For the chocolate topping:

·      3 tbsp. coconut oil, melted

·      3 tbsp. raw honey, melted

·      2 ½ tbsp. dark chocolate cocoa powder

·      1 tsp. instant ground coffee or espresso granules

Variations: If you would like to add additional flavors, I think adding sea salt, raspberries, or strawberries on top of the chocolate layer would be excellent. If you would like to make these cups into an almond butter-mocha variety, add up to 1 ½ tbsp. of the instant espresso or coffee granules into the chocolate mixtures. The possibilities are endless!

 

1. Combine all ingredients for the almond butter base in a bowl and set aside.

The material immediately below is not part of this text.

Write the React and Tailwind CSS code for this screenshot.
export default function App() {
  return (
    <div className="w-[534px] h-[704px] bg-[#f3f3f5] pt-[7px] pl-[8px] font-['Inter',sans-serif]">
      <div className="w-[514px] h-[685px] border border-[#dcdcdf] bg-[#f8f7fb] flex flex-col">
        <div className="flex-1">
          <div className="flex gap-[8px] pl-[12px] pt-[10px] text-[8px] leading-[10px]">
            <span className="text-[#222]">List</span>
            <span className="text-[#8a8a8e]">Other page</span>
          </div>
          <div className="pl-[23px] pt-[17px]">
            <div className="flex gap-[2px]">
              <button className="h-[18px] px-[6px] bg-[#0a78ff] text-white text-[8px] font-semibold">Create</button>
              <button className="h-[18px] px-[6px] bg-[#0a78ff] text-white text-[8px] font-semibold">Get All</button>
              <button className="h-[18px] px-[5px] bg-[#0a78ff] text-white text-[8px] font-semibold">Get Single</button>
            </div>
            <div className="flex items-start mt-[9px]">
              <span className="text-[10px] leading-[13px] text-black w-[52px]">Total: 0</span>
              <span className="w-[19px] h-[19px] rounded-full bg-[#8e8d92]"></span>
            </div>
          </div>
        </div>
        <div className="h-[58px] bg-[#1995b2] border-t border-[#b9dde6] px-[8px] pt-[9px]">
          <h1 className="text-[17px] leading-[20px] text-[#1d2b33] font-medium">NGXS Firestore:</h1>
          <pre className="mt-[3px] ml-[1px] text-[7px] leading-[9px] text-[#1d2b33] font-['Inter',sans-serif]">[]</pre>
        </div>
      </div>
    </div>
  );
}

Make sure that this mixture is well combined and sticks together without crumbling.

2. Combine all ingredients for the chocolate topping together in a small bowl. You can omit the instant coffee if you would like, but adding this intensifies the chocolate flavor. (When cooking with coconut oil, I find that often the coconut flavor from the oil can overtake everything else. What better way to combat this by making the chocolate taste stronger? Exactly.)

3. Line a cupcake or mini cupcake pan with paper liners. (Or you can do what I did and stick mini cupcake liners in a normal cupcake pan.) Add a small ball of the almond butter base into each liner and press to evenly fill the bottom of each one.

4. Spoon a thin layer of the chocolate mixture over each almond butter base. Start with a thin layer first, and then go back and add more chocolate evenly until the chocolate mixture is completely gone.

5. Cover with plastic wrap and place the pan in the freezer for about 45 minutes until set.

6. Remove and eat them all in one sitting J

 

*Remember that since these almond butter cups will melt if in a warm enough environment. So if you have the willpower to save these for later, keep them covered in the freezer, fridge, or a cooler location.